Input material -

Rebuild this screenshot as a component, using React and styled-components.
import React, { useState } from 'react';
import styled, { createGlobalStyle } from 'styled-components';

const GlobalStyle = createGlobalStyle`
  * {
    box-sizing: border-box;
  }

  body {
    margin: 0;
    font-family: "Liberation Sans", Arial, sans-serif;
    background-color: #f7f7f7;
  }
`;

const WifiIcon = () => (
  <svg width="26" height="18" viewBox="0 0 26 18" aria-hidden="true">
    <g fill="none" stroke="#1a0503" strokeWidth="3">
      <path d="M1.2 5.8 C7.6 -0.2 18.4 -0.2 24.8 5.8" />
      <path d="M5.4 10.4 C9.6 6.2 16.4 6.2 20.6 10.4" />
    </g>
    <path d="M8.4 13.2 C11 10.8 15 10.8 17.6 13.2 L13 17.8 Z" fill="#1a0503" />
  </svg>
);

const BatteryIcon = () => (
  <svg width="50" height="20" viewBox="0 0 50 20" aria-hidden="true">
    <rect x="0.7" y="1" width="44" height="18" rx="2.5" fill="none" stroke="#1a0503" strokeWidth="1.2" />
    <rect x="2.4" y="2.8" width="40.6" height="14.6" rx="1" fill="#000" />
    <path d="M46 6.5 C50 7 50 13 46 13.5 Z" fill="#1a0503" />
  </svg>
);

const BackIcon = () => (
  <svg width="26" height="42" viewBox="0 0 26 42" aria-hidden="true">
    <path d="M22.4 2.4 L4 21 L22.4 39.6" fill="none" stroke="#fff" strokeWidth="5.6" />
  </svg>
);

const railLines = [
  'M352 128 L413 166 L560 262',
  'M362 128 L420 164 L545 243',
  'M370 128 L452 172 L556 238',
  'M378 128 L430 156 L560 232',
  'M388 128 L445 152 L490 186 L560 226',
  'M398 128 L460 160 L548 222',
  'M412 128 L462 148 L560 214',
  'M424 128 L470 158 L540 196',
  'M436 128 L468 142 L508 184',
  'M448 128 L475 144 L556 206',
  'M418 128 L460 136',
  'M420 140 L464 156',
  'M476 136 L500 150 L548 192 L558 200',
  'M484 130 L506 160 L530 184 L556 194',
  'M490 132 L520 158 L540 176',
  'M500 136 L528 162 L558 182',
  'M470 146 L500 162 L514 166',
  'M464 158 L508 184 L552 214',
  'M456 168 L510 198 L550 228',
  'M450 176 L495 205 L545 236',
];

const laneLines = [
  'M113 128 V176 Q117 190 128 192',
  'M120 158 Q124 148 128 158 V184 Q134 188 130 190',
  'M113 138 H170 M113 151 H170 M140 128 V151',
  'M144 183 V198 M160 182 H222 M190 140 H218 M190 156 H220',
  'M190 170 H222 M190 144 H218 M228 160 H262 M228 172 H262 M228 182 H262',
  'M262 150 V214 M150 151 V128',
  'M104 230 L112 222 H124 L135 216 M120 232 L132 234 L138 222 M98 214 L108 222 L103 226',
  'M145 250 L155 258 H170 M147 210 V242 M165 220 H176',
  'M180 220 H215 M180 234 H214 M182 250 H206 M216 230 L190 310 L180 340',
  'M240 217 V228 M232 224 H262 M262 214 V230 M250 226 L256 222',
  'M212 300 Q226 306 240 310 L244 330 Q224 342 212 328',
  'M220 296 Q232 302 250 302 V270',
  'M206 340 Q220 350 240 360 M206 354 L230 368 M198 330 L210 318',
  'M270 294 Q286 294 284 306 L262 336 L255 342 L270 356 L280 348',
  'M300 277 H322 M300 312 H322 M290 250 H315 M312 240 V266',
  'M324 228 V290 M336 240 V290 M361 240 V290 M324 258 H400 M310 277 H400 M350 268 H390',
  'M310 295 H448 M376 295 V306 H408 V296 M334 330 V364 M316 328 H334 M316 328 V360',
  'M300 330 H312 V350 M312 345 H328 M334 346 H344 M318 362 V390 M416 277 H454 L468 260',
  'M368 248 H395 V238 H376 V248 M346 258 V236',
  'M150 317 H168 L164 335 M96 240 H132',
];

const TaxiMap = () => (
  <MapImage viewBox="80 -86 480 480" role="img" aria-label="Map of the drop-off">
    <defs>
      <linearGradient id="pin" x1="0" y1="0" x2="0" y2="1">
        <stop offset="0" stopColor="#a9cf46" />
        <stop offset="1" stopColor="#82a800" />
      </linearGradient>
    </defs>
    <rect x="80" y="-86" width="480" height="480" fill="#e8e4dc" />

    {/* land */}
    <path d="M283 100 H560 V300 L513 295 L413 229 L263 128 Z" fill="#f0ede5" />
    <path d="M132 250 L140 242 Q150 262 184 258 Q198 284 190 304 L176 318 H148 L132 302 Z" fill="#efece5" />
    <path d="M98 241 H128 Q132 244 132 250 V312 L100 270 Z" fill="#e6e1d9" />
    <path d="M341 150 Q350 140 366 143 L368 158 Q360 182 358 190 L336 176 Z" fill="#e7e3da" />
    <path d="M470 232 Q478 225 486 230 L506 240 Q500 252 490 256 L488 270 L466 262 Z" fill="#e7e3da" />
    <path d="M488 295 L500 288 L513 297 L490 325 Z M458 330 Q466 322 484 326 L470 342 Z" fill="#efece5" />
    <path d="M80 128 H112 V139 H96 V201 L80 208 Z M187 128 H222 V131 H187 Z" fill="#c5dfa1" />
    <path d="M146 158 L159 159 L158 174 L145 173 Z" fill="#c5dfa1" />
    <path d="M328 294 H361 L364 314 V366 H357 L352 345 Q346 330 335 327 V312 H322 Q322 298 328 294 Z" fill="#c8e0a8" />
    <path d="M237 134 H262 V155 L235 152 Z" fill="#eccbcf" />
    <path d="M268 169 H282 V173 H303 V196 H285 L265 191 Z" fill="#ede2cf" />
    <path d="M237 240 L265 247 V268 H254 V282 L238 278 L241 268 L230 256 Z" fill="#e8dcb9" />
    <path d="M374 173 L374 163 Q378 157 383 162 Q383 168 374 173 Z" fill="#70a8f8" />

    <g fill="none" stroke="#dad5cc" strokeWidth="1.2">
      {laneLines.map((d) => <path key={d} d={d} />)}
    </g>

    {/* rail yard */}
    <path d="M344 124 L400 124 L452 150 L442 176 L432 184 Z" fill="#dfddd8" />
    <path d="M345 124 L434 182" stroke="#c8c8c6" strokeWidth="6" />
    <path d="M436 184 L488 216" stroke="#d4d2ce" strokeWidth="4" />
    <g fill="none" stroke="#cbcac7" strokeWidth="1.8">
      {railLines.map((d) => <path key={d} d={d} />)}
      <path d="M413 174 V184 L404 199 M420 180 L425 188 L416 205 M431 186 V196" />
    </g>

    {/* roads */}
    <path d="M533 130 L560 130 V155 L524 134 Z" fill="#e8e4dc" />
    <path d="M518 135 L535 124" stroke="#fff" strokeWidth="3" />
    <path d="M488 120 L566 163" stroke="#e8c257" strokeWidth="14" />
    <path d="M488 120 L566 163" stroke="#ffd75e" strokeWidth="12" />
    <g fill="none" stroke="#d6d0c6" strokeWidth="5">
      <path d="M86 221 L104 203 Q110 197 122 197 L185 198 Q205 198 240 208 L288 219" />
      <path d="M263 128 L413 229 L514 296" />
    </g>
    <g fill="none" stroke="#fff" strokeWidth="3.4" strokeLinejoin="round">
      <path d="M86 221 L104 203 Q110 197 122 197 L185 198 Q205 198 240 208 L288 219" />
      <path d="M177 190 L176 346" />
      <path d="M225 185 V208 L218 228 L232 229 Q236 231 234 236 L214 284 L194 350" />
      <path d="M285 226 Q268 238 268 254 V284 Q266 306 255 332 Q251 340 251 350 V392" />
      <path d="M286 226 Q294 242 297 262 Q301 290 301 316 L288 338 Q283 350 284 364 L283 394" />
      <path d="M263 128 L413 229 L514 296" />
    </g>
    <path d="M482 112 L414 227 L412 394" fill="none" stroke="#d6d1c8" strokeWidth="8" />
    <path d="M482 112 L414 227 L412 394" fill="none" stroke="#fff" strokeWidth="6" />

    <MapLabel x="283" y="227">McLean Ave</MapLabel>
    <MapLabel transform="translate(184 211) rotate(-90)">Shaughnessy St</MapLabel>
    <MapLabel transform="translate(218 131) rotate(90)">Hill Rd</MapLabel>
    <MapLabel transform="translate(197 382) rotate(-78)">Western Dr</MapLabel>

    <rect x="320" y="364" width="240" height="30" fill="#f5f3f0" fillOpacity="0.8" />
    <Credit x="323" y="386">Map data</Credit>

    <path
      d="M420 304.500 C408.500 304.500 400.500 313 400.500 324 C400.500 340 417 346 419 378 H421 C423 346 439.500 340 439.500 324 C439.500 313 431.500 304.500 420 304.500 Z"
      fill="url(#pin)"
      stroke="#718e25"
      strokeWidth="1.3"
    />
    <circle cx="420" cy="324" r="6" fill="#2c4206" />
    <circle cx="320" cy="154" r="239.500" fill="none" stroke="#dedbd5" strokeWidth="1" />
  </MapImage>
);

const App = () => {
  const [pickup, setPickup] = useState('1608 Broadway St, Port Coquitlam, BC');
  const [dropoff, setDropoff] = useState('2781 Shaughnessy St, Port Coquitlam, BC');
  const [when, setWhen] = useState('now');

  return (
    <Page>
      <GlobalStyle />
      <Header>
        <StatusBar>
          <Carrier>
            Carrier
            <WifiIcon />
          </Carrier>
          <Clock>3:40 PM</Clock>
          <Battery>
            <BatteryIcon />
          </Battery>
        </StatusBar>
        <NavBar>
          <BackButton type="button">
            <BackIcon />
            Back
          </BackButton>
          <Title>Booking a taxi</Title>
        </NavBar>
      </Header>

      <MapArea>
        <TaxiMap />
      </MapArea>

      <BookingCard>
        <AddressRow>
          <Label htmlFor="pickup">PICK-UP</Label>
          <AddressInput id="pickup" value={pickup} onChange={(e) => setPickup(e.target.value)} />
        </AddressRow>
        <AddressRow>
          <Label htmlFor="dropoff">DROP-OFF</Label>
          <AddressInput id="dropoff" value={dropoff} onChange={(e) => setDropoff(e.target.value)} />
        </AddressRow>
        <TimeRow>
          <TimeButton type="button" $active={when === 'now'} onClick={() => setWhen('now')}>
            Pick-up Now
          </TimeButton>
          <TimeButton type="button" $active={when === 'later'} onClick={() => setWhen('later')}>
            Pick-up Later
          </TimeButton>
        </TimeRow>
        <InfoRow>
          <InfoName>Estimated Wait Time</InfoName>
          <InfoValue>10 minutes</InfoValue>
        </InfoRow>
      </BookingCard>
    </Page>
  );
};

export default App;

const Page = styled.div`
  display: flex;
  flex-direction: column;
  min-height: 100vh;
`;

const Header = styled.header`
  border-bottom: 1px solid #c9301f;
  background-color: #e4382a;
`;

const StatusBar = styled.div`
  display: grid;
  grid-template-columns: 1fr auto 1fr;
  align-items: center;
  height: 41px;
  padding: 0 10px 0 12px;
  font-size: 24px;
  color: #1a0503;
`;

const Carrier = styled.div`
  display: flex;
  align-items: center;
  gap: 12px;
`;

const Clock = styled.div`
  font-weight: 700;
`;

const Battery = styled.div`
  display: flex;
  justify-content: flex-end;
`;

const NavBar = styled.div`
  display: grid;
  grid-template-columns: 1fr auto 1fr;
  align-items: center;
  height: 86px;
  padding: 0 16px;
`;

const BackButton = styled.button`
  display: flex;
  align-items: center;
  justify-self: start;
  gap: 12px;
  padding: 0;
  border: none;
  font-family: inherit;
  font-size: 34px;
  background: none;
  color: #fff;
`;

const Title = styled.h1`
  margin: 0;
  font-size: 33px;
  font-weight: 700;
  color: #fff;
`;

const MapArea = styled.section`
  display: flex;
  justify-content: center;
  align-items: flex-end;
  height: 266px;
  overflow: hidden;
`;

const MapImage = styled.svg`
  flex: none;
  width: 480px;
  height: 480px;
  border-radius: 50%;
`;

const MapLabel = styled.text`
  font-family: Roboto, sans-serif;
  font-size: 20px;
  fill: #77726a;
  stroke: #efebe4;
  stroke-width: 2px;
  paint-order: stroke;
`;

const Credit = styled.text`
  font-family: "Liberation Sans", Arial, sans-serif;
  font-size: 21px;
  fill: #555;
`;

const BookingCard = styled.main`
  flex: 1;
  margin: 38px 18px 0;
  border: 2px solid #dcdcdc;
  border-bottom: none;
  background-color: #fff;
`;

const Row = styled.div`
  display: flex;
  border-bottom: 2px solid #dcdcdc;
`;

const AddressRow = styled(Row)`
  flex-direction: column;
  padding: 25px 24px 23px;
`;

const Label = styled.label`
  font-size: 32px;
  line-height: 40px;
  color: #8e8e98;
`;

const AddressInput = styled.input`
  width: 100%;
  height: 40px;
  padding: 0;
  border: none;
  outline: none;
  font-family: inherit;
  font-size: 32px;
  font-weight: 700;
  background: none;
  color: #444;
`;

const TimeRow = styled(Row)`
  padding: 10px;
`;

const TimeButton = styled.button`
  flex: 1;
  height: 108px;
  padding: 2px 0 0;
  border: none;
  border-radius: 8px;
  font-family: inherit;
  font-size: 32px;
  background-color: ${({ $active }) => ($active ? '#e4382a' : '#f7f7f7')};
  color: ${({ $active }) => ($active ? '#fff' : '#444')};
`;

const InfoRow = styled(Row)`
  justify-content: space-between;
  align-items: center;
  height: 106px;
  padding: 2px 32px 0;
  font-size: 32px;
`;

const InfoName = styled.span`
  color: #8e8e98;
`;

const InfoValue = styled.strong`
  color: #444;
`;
---
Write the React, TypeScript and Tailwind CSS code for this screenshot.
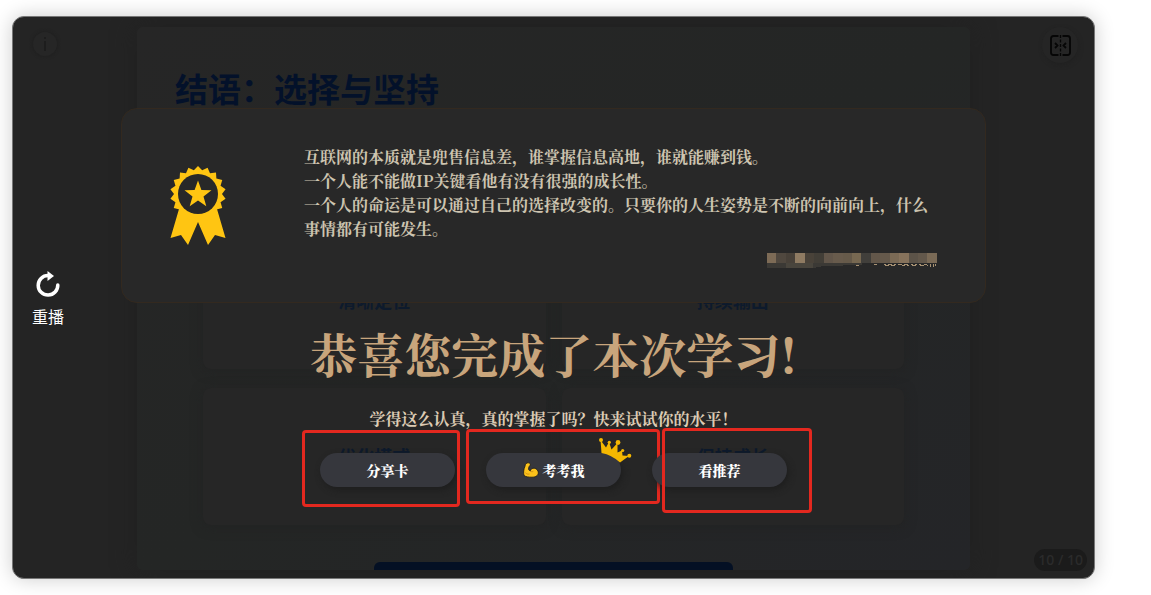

Aim - Leave out every line without the string "this" and copy the rest.

Solution below -
Rebuild this screenshot as a component, using React and styled-components.
Write the React, TypeScript and Tailwind CSS code for this screenshot.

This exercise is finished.